*Set problem*
Find the lines holding the word "index" and collect them.

*Task input*
---------------
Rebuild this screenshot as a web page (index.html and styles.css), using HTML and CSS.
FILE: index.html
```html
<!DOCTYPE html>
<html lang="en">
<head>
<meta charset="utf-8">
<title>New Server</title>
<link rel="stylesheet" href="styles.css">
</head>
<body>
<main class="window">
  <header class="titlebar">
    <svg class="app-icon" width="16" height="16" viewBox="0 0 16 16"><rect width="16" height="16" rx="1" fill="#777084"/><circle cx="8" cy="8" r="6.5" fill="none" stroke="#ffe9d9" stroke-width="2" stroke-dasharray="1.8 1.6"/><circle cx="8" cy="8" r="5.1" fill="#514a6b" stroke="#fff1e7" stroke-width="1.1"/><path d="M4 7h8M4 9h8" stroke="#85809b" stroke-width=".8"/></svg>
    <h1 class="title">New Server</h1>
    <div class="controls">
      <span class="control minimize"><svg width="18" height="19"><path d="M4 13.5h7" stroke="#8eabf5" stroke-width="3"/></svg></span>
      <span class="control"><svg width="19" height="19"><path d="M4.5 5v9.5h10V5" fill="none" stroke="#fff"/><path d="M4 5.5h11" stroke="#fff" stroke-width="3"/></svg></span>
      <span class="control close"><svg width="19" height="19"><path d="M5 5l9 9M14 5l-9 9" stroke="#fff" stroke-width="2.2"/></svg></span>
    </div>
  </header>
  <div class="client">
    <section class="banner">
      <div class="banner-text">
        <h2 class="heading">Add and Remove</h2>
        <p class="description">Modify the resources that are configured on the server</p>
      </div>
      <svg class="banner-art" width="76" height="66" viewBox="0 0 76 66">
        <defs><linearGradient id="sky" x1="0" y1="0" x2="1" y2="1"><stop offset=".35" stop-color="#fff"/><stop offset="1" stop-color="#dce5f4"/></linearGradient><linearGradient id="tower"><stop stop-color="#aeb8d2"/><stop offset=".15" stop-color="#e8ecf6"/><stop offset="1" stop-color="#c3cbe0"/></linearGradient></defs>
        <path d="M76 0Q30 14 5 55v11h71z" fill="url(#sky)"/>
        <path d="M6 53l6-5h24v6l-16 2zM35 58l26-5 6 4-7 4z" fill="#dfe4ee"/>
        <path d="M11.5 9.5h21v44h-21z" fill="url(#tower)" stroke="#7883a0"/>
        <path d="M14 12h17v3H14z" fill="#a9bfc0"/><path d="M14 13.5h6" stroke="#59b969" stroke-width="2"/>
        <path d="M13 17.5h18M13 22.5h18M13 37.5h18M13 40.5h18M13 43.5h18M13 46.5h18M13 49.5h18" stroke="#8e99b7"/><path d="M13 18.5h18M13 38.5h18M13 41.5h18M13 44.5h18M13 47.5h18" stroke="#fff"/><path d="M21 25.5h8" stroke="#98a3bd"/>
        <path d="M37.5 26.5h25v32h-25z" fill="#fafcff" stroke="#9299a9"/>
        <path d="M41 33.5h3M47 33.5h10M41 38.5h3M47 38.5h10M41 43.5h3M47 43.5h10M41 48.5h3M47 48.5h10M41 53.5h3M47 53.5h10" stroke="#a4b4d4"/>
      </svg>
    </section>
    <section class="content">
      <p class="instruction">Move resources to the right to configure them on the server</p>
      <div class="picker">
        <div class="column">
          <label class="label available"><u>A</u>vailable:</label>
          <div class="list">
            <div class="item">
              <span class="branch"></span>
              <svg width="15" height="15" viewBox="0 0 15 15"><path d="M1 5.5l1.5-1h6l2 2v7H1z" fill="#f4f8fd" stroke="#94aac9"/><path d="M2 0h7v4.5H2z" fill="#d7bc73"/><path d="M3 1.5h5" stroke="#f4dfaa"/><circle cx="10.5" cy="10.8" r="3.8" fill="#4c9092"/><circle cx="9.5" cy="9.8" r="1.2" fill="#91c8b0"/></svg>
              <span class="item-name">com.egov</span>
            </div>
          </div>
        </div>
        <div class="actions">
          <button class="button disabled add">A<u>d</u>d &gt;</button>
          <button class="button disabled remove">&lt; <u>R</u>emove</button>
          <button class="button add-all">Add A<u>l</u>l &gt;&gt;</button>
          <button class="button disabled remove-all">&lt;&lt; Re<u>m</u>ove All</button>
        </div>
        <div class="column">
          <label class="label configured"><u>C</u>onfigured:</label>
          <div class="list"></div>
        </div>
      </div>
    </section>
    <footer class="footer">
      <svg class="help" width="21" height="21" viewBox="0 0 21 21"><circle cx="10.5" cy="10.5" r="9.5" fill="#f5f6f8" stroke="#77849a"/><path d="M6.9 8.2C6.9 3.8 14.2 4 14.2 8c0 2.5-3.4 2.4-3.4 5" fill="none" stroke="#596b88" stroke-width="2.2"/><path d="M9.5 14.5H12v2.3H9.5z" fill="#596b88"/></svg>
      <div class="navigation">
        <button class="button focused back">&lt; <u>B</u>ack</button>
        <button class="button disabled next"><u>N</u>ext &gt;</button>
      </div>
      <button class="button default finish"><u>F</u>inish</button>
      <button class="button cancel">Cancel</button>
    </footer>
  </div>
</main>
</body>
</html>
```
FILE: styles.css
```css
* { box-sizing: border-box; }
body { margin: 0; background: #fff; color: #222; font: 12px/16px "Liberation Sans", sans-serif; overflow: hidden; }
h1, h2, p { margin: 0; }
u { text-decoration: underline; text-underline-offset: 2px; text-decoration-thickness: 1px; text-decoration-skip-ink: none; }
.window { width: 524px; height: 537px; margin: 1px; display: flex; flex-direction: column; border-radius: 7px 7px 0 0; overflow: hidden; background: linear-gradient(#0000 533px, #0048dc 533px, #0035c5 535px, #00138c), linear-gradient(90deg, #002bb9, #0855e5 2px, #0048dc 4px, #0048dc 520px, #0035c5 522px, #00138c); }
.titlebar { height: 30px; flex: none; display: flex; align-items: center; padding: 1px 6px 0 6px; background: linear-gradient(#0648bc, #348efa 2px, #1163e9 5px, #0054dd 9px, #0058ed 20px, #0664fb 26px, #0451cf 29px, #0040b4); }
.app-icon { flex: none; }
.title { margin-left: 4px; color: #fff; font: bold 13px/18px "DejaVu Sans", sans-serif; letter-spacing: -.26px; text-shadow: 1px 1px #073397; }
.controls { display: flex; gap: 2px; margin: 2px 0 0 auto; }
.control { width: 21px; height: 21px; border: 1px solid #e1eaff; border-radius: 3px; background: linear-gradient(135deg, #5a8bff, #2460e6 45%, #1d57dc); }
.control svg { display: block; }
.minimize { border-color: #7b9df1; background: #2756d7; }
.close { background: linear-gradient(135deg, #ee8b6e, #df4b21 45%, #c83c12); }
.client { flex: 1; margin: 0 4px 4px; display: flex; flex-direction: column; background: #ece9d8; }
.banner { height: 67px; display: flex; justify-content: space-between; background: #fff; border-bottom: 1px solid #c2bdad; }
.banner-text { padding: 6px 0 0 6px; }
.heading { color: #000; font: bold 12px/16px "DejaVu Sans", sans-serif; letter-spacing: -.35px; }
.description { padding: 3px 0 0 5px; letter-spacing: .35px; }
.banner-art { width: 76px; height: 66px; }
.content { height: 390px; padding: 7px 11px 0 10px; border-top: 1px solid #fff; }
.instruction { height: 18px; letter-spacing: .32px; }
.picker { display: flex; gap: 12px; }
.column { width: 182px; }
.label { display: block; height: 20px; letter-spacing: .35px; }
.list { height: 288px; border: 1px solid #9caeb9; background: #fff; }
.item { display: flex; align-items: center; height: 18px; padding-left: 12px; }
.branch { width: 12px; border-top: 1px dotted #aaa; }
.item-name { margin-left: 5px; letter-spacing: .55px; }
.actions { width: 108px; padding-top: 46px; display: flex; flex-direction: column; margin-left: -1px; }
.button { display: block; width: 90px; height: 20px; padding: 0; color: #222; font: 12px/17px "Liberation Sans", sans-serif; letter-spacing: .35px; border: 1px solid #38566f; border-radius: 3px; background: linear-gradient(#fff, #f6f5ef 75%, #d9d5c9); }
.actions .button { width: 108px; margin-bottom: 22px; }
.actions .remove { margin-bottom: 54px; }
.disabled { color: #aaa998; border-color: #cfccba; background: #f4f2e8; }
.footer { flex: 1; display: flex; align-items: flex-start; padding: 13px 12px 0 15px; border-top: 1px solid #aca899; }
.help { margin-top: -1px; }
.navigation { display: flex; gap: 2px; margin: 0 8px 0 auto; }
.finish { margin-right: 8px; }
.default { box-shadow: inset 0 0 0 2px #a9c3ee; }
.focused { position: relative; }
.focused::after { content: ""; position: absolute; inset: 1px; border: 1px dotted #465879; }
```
---------------
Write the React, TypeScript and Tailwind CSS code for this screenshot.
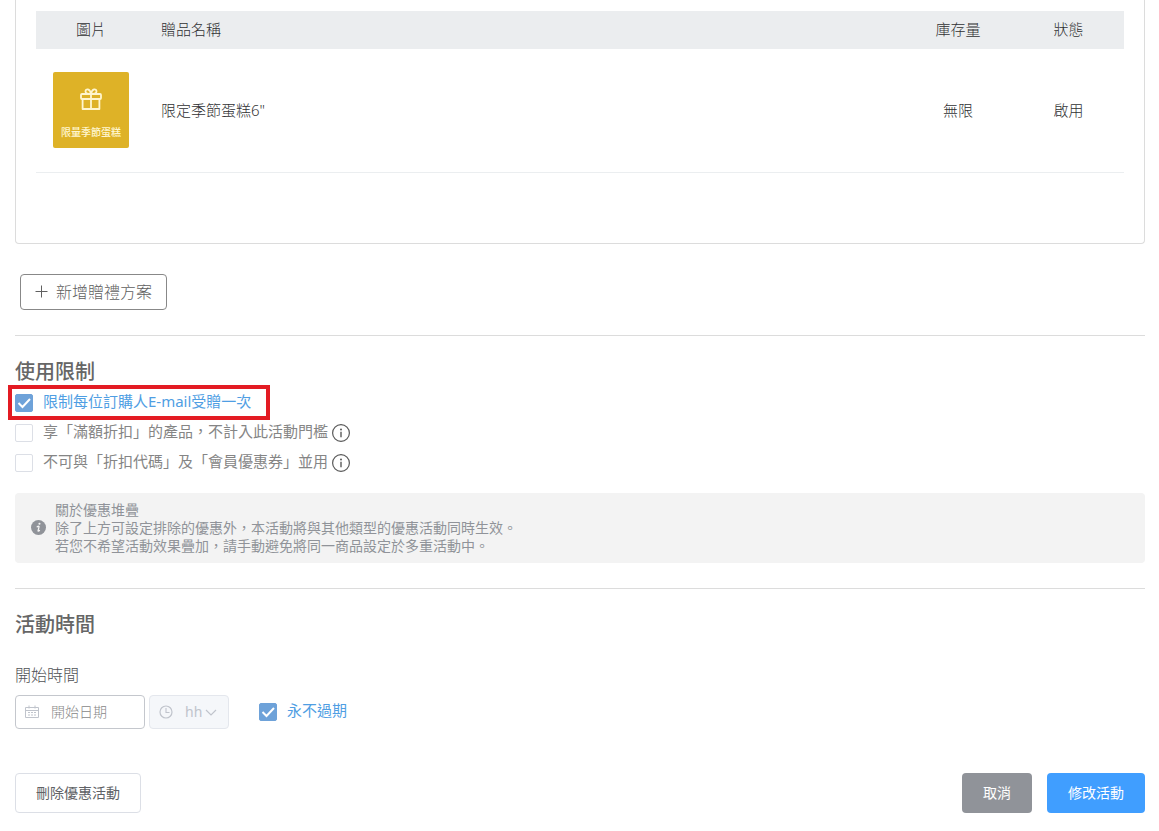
---------------
*Problem solution*
Rebuild this screenshot as a web page (index.html and styles.css), using HTML and CSS.
FILE: index.html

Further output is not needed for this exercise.